Either that or a member of their department bought too much aqua gear for their last family trip to Glendalough and needs a use for all of it.
The cost of the complex is a cool €15m, which, considering we’re in the middle of a pandemic and the lead up to a potential global recession not seen since the early 1900s, seems just a tad OTT. To make things even more bizarre, it’s hoped the development will be sited beside the proposed white water rafting centre at the IFSC. To be honest, we thought that whole episode was kiboshed and thrown into the ever-growing failure pile along with the Millenium Clock and the Bertie Bowl.
The main criticism of the white water rafting centre was that solving the housing crisis in Dublin was far more important than spending upwards of €10m on a luxury tourist attraction which would further alienate Dubliners from their city centre.
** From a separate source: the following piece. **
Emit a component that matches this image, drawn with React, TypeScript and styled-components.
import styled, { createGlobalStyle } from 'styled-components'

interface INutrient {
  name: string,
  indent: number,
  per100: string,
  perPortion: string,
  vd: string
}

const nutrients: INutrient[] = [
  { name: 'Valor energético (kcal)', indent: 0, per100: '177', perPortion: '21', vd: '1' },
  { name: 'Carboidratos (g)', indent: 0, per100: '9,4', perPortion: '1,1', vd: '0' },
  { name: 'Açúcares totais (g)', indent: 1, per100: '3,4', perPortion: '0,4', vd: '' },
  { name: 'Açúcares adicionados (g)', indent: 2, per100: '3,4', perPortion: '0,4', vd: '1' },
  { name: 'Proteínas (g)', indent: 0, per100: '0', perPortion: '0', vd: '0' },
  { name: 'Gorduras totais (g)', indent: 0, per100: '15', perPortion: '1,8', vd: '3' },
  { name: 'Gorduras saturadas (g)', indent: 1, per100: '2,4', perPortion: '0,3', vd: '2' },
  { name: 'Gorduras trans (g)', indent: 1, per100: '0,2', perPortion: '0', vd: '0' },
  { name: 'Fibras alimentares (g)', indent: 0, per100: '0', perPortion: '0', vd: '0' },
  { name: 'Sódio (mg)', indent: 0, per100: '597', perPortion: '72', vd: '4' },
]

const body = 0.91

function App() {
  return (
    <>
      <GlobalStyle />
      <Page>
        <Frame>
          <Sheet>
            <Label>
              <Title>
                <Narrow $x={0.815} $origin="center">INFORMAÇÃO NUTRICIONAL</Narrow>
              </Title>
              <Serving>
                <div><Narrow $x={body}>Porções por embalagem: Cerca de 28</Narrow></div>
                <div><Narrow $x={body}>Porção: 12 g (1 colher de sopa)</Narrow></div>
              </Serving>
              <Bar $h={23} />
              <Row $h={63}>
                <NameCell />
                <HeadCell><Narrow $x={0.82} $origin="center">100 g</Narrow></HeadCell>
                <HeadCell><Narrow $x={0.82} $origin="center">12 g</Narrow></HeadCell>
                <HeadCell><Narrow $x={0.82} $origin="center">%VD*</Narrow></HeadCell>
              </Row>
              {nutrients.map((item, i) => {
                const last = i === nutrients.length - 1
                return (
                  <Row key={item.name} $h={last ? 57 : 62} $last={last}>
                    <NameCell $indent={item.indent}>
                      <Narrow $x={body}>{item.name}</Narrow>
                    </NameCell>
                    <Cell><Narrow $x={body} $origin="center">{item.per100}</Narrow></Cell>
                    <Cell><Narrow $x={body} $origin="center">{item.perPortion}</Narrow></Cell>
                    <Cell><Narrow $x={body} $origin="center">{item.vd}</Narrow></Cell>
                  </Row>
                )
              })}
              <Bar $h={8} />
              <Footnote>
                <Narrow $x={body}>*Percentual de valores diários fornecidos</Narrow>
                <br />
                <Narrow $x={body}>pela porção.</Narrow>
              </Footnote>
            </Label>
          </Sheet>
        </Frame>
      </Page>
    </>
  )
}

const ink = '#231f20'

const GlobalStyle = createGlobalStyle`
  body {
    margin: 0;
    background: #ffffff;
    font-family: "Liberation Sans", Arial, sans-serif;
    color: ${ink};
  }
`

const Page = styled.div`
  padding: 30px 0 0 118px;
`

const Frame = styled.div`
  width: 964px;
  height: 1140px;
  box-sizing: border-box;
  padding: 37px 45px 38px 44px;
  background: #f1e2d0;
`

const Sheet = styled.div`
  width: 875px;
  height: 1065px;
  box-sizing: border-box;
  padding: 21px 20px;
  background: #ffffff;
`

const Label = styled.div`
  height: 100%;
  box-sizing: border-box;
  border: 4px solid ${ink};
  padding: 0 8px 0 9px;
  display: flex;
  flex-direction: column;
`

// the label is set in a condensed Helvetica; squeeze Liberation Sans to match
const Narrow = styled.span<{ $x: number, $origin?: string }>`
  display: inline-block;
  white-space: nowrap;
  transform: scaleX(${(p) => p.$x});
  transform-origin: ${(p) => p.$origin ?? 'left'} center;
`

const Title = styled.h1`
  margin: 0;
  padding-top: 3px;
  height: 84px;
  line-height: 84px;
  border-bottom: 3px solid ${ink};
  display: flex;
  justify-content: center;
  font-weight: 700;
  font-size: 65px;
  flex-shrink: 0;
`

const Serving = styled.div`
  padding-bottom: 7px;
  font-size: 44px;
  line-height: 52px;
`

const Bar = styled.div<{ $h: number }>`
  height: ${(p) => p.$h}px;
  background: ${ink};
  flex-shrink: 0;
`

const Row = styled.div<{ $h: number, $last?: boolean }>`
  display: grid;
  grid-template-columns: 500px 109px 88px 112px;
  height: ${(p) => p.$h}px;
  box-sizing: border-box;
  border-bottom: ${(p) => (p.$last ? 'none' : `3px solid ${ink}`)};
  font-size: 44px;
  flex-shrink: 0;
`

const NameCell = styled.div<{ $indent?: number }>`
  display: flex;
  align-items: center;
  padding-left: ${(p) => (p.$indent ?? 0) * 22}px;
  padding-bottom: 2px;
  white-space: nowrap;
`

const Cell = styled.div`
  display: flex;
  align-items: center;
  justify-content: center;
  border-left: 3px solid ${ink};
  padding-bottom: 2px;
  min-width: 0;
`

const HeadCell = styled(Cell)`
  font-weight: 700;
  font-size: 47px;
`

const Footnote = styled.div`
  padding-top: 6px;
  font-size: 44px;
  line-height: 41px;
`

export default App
To see a second non-essential amenity pop up in such a short space of time will surely infuriate locals further.
Above – artist impression of the proposed site.
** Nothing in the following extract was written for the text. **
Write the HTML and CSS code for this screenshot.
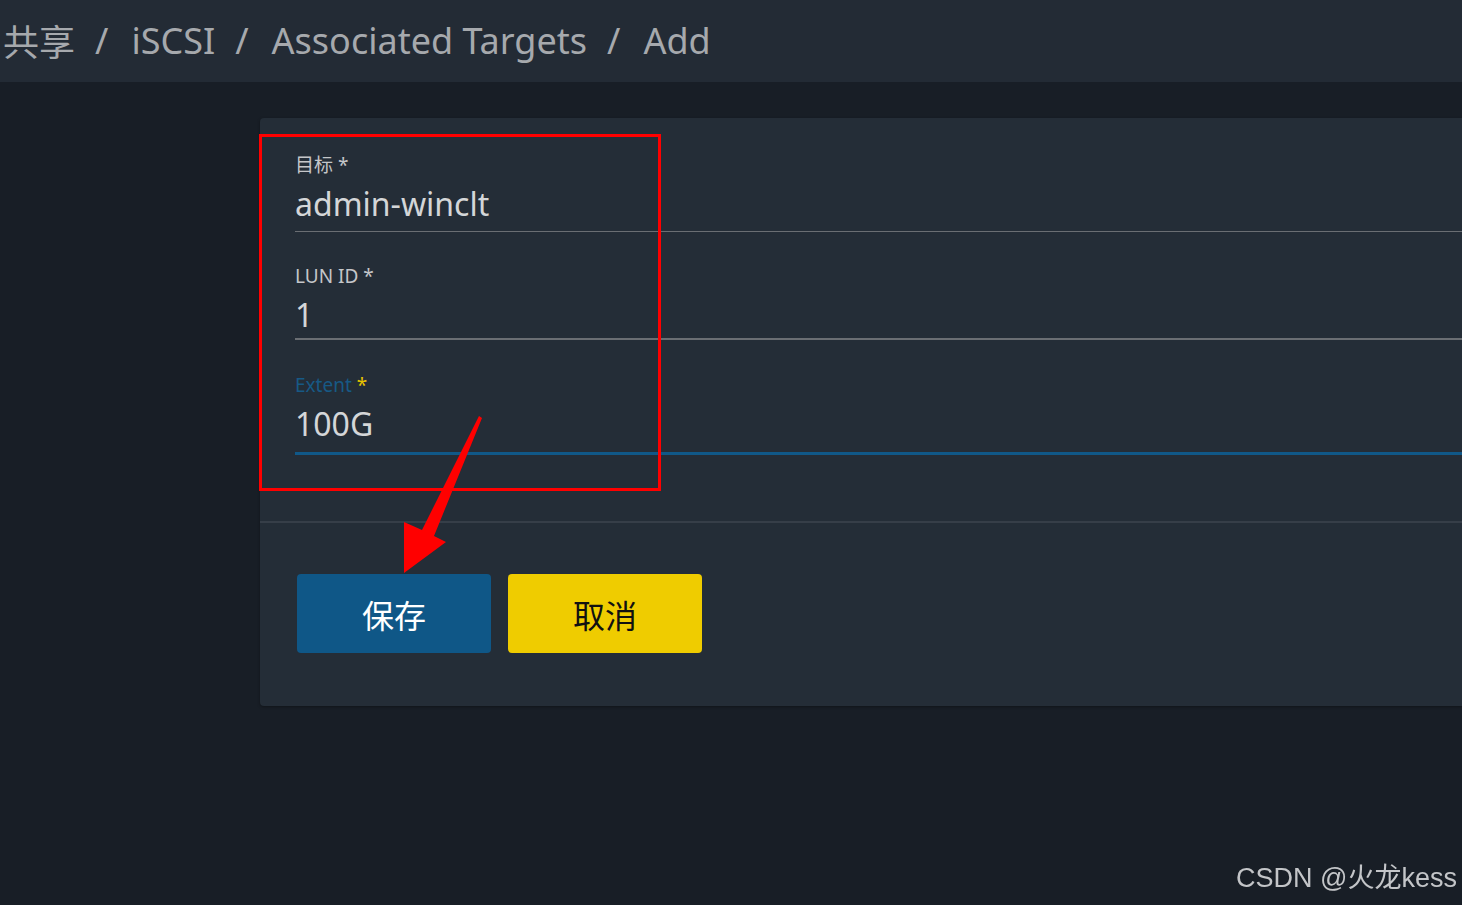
FILE: index.html
```html
<!DOCTYPE html>
<html lang="zh-CN">
<head>
  <meta charset="UTF-8" />
  <meta name="viewport" content="width=device-width, initial-scale=1.0"/>
  <title>Associated Targets - Add</title>
  <link rel="stylesheet" href="styles.css">
</head>
<body>
  <header class="topbar">
    <nav class="crumbs">
      <span>共享</span><span class="sep">/</span>
      <span>iSCSI</span><span class="sep">/</span>
      <span>Associated Targets</span><span class="sep">/</span>
      <span>Add</span>
    </nav>
  </header>

  <main class="page">
    <section class="card">
      <div class="form">
        <div class="field field-thin">
          <label class="field-label">目标 *</label>
          <div class="field-value">admin-winclt</div>
        </div>
        <div class="field field-mid">
          <label class="field-label">LUN ID *</label>
          <div class="field-value">1</div>
        </div>
        <div class="field field-focus">
          <label class="field-label">Extent <span class="req">*</span></label>
          <div class="field-value">100G</div>
        </div>
      </div>
      <div class="actions">
        <button class="btn btn-save">保存</button>
        <button class="btn btn-cancel">取消</button>
      </div>

      <!-- annotation drawn over the screenshot -->
      <div class="mark-box"></div>
      <svg class="mark-arrow" width="100" height="170" viewBox="0 0 100 170">
        <polygon points="79,0 82,2 34,120 46,126 4,157 4,106 22,114" fill="#ff0000"/>
      </svg>
    </section>
  </main>

  <div class="watermark">CSDN @火龙kess</div>
</body>
</html>
```

FILE: styles.css
```css
body {
  margin: 0;
  background: #181e26;
  font-family: "Noto Sans", "Noto Sans CJK SC", sans-serif;
  color: #c9cbce;
  min-height: 905px;
  overflow: hidden;
}

.topbar {
  height: 82px;
  background: #232b35;
  display: flex;
  align-items: center;
  padding-left: 3px;
}

.crumbs {
  font-size: 36px;
  color: #a6a9ad;
  display: flex;
  align-items: center;
  padding-bottom: 2px;
}

.crumbs .sep {
  margin: 0 23px 0 20px;
}

.page {
  padding: 36px 0 0 260px;
}

.card {
  position: relative;
  background: #242d37;
  border-radius: 4px 0 0 4px;
  box-shadow: 0 1px 3px rgba(0, 0, 0, 0.35);
}

.form {
  padding: 36px 0 66px 35px;
  border-bottom: 2px solid #363e48;
}

.field {
  margin-bottom: 33px;
}

.field:last-child {
  margin-bottom: 0;
}

.field-label {
  display: block;
  font-size: 19px;
  line-height: 22px;
  color: #c4c6c9;
  margin-bottom: 6px;
}

.field-value {
  font-size: 32px;
  line-height: 44px;
  color: #d4d6d8;
  padding-bottom: 5px;
}

.field-thin .field-value {
  border-bottom: 1px solid #6a6e73;
}

.field-mid {
  margin-bottom: 34px;
}

.field-mid .field-value {
  padding-bottom: 1px;
  border-bottom: 2px solid #6a6e73;
}

.field-focus .field-label {
  color: #175985;
}

.field-focus .req {
  color: #e8c300;
}

.field-focus .field-value {
  padding-bottom: 6px;
  border-bottom: 3px solid #105888;
}

.actions {
  display: flex;
  gap: 17px;
  padding: 51px 0 53px 37px;
}

.btn {
  width: 194px;
  height: 79px;
  border: none;
  border-radius: 4px;
  font-family: "Noto Sans CJK SC", sans-serif;
  font-size: 32px;
  cursor: pointer;
}

.btn-save {
  background: #0f5787;
  color: #ffffff;
}

.btn-cancel {
  background: #efcc00;
  color: #111111;
}

.mark-box {
  position: absolute;
  left: -1px;
  top: 16px;
  width: 396px;
  height: 351px;
  border: 3px solid #ff0000;
  pointer-events: none;
}

.mark-arrow {
  position: absolute;
  left: 140px;
  top: 298px;
  pointer-events: none;
}

.watermark {
  position: fixed;
  right: 5px;
  bottom: 10px;
  font-family: "Liberation Sans", "Noto Sans CJK SC", sans-serif;
  font-size: 27px;
  color: #c3c5c8;
}
```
What this new plan does have in its favour is a complex that will include yoga facilities, a sauna, a café, and corporate meeting spaces alongside the 50m heated outdoor pool. All of which seem more practical for the general public compared to the rafting centre, and not just some haunt for big tech companies to bring their overworked staff on their quarterly Fri-Yay!
The plan is modelled on a similar facility in Helsinki which attracts over 800,000 visitors every year. The regeneration of the docklands area has been highlighted by the success of the EPIC museum and the likes of the Jeanie Johnston and it’s believed DCC want the outdoor pool complex to help galvanise that.
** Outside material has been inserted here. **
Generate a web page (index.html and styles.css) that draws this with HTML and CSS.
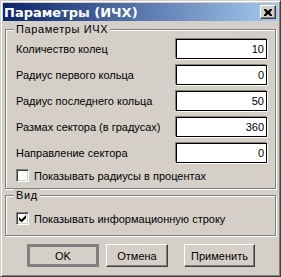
FILE: index.html
```html
<!DOCTYPE html>
<html lang="ru">
<head>
<meta charset="utf-8">
<link rel="stylesheet" href="styles.css">
</head>
<body>
<div class="window">
  <div class="titlebar">
    <span class="title">Параметры (ИЧХ)</span>
    <span class="close">
      <svg width="8" height="7" viewBox="0 0 8 7"><path d="M0 0h2l2 2 2-2h2v1L6 3.5 8 6v1H6L4 5 2 7H0V6l2-2.5L0 1z" fill="#000"/></svg>
    </span>
  </div>
  <div class="group g1">
    <span class="legend">Параметры ИЧХ</span>
    <div class="row"><span class="label">Количество колец</span><span class="input">10</span></div>
    <div class="row"><span class="label">Радиус первого кольца</span><span class="input">0</span></div>
    <div class="row"><span class="label">Радиус последнего кольца</span><span class="input">50</span></div>
    <div class="row"><span class="label">Размах сектора (в градусах)</span><span class="input">360</span></div>
    <div class="row"><span class="label">Направление сектора</span><span class="input">0</span></div>
    <div class="check-row"><span class="checkbox"></span><span>Показывать радиусы в процентах</span></div>
  </div>
  <div class="group g2">
    <span class="legend">Вид</span>
    <div class="check-row"><span class="checkbox"><svg width="7" height="7" viewBox="0 0 7 7"><path d="M0 2v3l2 2h1l4-4V0L2.5 4.5z" fill="#000"/></svg></span><span>Показывать информационную строку</span></div>
  </div>
  <div class="buttons">
    <span class="btn btn-ok">OK</span>
    <span class="btn btn-cancel">Отмена</span>
    <span class="btn btn-apply">Применить</span>
  </div>
</div>
</body>
</html>
```
FILE: styles.css
```css
* { box-sizing: border-box; }
html, body { margin: 0; padding: 0; background: #D4D0C8; }
body {
  font-family: "Liberation Sans", Arial, sans-serif;
  font-size: 11px;
  color: #000;
}
.window {
  width: 281px;
  height: 277px;
  border: 1px solid;
  border-color: #D4D0C8 #404040 #404040 #D4D0C8;
  box-shadow: inset 1px 1px 0 #fff, inset -1px -1px 0 #808080;
  padding: 2px;
  display: flex;
  flex-direction: column;
}
.titlebar {
  height: 18px;
  background: linear-gradient(to right, #0A246A, #A6CAF0);
  display: flex;
  align-items: center;
  justify-content: space-between;
  padding: 0 2px 0 1px;
}
.title {
  color: #fff;
  font-family: "DejaVu Sans", Verdana, sans-serif;
  font-weight: bold;
  font-size: 13px;
}
.close {
  width: 16px;
  height: 14px;
  background: #D4D0C8;
  border: 1px solid;
  border-color: #fff #404040 #404040 #fff;
  box-shadow: inset -1px -1px 0 #808080;
  display: flex;
  align-items: center;
  justify-content: center;
  padding-right: 1px;
}
.group {
  position: relative;
  margin: 0 2px;
  border: 1px solid #808080;
  box-shadow: 1px 1px 0 #fff, inset 1px 1px 0 #fff;
}
.g1 {
  margin-top: 8px;
  padding: 9px 8px 6px 10px;
  display: flex;
  flex-direction: column;
  gap: 6px;
}
.g2 {
  margin-top: 6px;
  padding: 16px 8px 10px 10px;
}
.legend {
  position: absolute;
  left: 8px;
  top: -7px;
  padding: 0 2px;
  background: #D4D0C8;
  line-height: 13px;
  letter-spacing: 0.6px;
}
.row {
  display: flex;
  align-items: center;
  justify-content: space-between;
  height: 20px;
}
.input {
  width: 91px;
  height: 20px;
  background: #fff;
  border: 1px solid #000;
  box-shadow: -1px -1px 0 #808080, 1px 1px 0 #fff;
  text-align: right;
  padding: 0 2px;
  line-height: 18px;
}
.check-row {
  display: flex;
  align-items: center;
  height: 13px;
  gap: 5px;
}
.checkbox {
  width: 13px;
  height: 13px;
  background: #fff;
  border: 1px solid;
  border-color: #808080 #fff #fff #808080;
  box-shadow: inset 1px 1px 0 #404040, inset -1px -1px 0 #D4D0C8;
  display: flex;
  align-items: center;
  justify-content: center;
}
.buttons {
  margin-top: 8px;
  display: flex;
  height: 23px;
  padding-left: 24px;
}
.btn {
  height: 23px;
  display: flex;
  align-items: center;
  justify-content: center;
  border: 1px solid;
  border-color: #fff #404040 #404040 #fff;
  box-shadow: inset -1px -1px 0 #808080;
}
.btn-ok {
  width: 72px;
  border: 3px solid #808080;
  box-shadow: none;
}
.btn-cancel { width: 62px; margin-left: 7px; }
.btn-apply { width: 71px; margin-left: 16px; }
```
While having facilities like this for overseas visitors is great in theory, there are far more pressing issues to be dealt with in the inner city. For example, the dearth of recreational areas for younger people and the persistent ostracising of inner city residents, the same residents that are lauded for providing the craic and charm that comes with a visit to Dublin. In theory, a recreational space for everyone to avail of is a no-brainer, but judging by the prices of the white water rafting facility it’s reasonable to think young kids and families will be priced out of a Liffey dip.
Who’d have thought there’d be such a defined venn diagram containing Dublin City Council members and inner city kids that love jumping into the perma-grey Liffey water whenever the weather gets over 14 degrees celsius.
Considering the average temperature in Dublin is 10 degrees celsius, the idea of getting down to my Speedos isn’t something I’m majorly excited for, especially not beside one of the busiest work districts in the country. Please try harder DCC!